Tails (The Amnesic Incognito Live System): a Debian Derivative

By Solveig

This talk will consider Debian from the point a view of a derivative distribution, explain how we try to contribute back (or first) to upstream, and ways to contribute to Tails by contributing to Debian.

Duration: 45 minutes

Privacy mythbusting. Have you heard this line before?

By Valentina Pavel

This talk will try to tackle some of the most widespread arguments against privacy such as: 'So what if they spy on me, I have nothing to hide', 'I don't care if companies are using my personal data, targeted advertising works great for me', 'I don't care if I am under surveillance, I am not important as a target' etc. For each one of this lines, Valentina will explain why privacy is important and present a different perspective.

Duration: 20 minutes

Developer tools needed for contributing to Free/Open Source software

By Maria Nita

The scope of the tutorial is to showcase a list of tools to help you during development. Because sharing is caring, you will also find out how you can help others use these tools.

At the end of the presentation there will be a demo on how to use the tools to make a contribution and review another community member work.

Duration: 45 minutes

An introduction to Go

By Margarita Manterola

Go is a new language that has slowly started gain acceptance among the Free Software community.
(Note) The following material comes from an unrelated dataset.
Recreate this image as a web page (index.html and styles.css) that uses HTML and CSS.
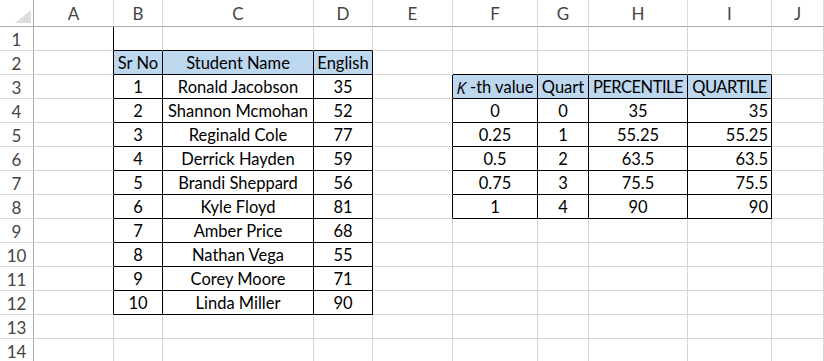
FILE: index.html
```html
<!DOCTYPE html>
<html>
<head>
<meta charset="utf-8">
<link rel="stylesheet" href="styles.css">
</head>
<body>
<div class="sheet">
  <!-- header row -->
  <div class="c corner"><svg width="16" height="13" viewBox="0 0 16 13"><polygon points="16,0 16,13 0,13" fill="#dcdcdc"/></svg></div>
  <div class="c ch">A</div><div class="c ch">B</div><div class="c ch">C</div><div class="c ch">D</div><div class="c ch">E</div><div class="c ch">F</div><div class="c ch">G</div><div class="c ch">H</div><div class="c ch">I</div><div class="c ch">J</div>
  <!-- row 1 -->
  <div class="c rh">1</div><div class="c tl"></div><div class="c tt"></div><div class="c tt"></div><div class="c tt"></div><div class="c"></div><div class="c"></div><div class="c"></div><div class="c"></div><div class="c"></div><div class="c"></div>
  <!-- row 2 -->
  <div class="c rh">2</div><div class="c tl"></div><div class="c t hd">Sr No</div><div class="c t hd">Student Name</div><div class="c t hd">English</div><div class="c"></div><div class="c tt"></div><div class="c tt"></div><div class="c tt"></div><div class="c tt"></div><div class="c"></div>
  <!-- row 3 -->
  <div class="c rh">3</div><div class="c tl"></div><div class="c t">1</div><div class="c t">Ronald Jacobson</div><div class="c t">35</div><div class="c tl"></div><div class="c t hd"><i class="k">K</i>&nbsp;-th value</div><div class="c t hd">Quart</div><div class="c t hd caps">PERCENTILE</div><div class="c t hd caps">QUARTILE</div><div class="c"></div>
  <!-- row 4 -->
  <div class="c rh">4</div><div class="c tl"></div><div class="c t">2</div><div class="c t">Shannon Mcmohan</div><div class="c t">52</div><div class="c tl"></div><div class="c t">0</div><div class="c t">0</div><div class="c t">35</div><div class="c t r">35</div><div class="c"></div>
  <!-- row 5 -->
  <div class="c rh">5</div><div class="c tl"></div><div class="c t">3</div><div class="c t">Reginald Cole</div><div class="c t">77</div><div class="c tl"></div><div class="c t">0.25</div><div class="c t">1</div><div class="c t">55.25</div><div class="c t r">55.25</div><div class="c"></div>
  <!-- row 6 -->
  <div class="c rh">6</div><div class="c tl"></div><div class="c t">4</div><div class="c t">Derrick Hayden</div><div class="c t">59</div><div class="c tl"></div><div class="c t">0.5</div><div class="c t">2</div><div class="c t">63.5</div><div class="c t r">63.5</div><div class="c"></div>
  <!-- row 7 -->
  <div class="c rh">7</div><div class="c tl"></div><div class="c t">5</div><div class="c t">Brandi Sheppard</div><div class="c t">56</div><div class="c tl"></div><div class="c t">0.75</div><div class="c t">3</div><div class="c t">75.5</div><div class="c t r">75.5</div><div class="c"></div>
  <!-- row 8 -->
  <div class="c rh">8</div><div class="c tl"></div><div class="c t">6</div><div class="c t">Kyle Floyd</div><div class="c t">81</div><div class="c tl"></div><div class="c t">1</div><div class="c t">4</div><div class="c t">90</div><div class="c t r">90</div><div class="c"></div>
  <!-- row 9 -->
  <div class="c rh">9</div><div class="c tl"></div><div class="c t">7</div><div class="c t">Amber Price</div><div class="c t">68</div><div class="c"></div><div class="c"></div><div class="c"></div><div class="c"></div><div class="c"></div><div class="c"></div>
  <!-- row 10 -->
  <div class="c rh">10</div><div class="c tl"></div><div class="c t">8</div><div class="c t">Nathan Vega</div><div class="c t">55</div><div class="c"></div><div class="c"></div><div class="c"></div><div class="c"></div><div class="c"></div><div class="c"></div>
  <!-- row 11 -->
  <div class="c rh">11</div><div class="c tl"></div><div class="c t">9</div><div class="c t">Corey Moore</div><div class="c t">71</div><div class="c"></div><div class="c"></div><div class="c"></div><div class="c"></div><div class="c"></div><div class="c"></div>
  <!-- row 12 -->
  <div class="c rh">12</div><div class="c tl"></div><div class="c t">10</div><div class="c t">Linda Miller</div><div class="c t">90</div><div class="c"></div><div class="c"></div><div class="c"></div><div class="c"></div><div class="c"></div><div class="c"></div>
  <!-- row 13 -->
  <div class="c rh">13</div><div class="c"></div><div class="c"></div><div class="c"></div><div class="c"></div><div class="c"></div><div class="c"></div><div class="c"></div><div class="c"></div><div class="c"></div><div class="c"></div>
  <!-- row 14 -->
  <div class="c rh">14</div><div class="c"></div><div class="c"></div><div class="c"></div><div class="c"></div><div class="c"></div><div class="c"></div><div class="c"></div><div class="c"></div><div class="c"></div><div class="c"></div>
</div>
</body>
</html>
```

FILE: styles.css
```css
html, body {
  margin: 0;
  padding: 0;
  background: #ffffff;
  overflow: hidden;
}
.sheet {
  display: grid;
  grid-template-columns: 34px 80px 49px 151px 59px 80px 85px 51px 99px 84px 1fr;
  grid-template-rows: 27px repeat(14, 24px);
  width: 824px;
  font-family: Lato, "Open Sans", sans-serif;
  font-size: 16.5px;
  color: #000;
}
.c {
  box-sizing: border-box;
  border-right: 1px solid #d4d4d4;
  border-bottom: 1px solid #d4d4d4;
  display: flex;
  align-items: center;
  justify-content: center;
  white-space: nowrap;
  overflow: hidden;
  padding-top: 1px;
}
.corner {
  border-right-color: #ababab;
  border-bottom-color: #ababab;
  align-items: flex-end;
  justify-content: flex-end;
  padding: 0 2px 3px 0;
}
.ch {
  color: #444;
  font-size: 17px;
  border-bottom-color: #ababab;
  border-right-color: #dadada;
}
.rh {
  color: #444;
  font-size: 17px;
  border-right-color: #ababab;
  border-bottom-color: #dadada;
}
.t {
  border-right-color: #000;
  border-bottom-color: #000;
}
.tl {
  border-right-color: #000;
}
.tt {
  border-bottom-color: #000;
}
.hd {
  background: #bdd7ee;
}
.caps {
  letter-spacing: -0.5px;
}
.k {
  font-style: italic;
  font-family: "Open Sans", sans-serif;
}
.r {
  justify-content: flex-end;
  padding-right: 3px;
}
```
This talk will explain what Go is and what it's not, some basic concepts and the current state of Go in Debian.

Duration: 45 minutes

IIO staging drivers cleanup

By Roberta Dobrescu

This talk will present Roberta's OPW experience, from the application period until the finished internship. It will cover the work at IIO staging drivers cleanup project, how it's like to participate in Linux kernel community and the things learned during OPW as a Linux kernel intern.

Duration: 20 minutes

Lightning talks

Short talks (5 minutes or less) where all subjects are welcome.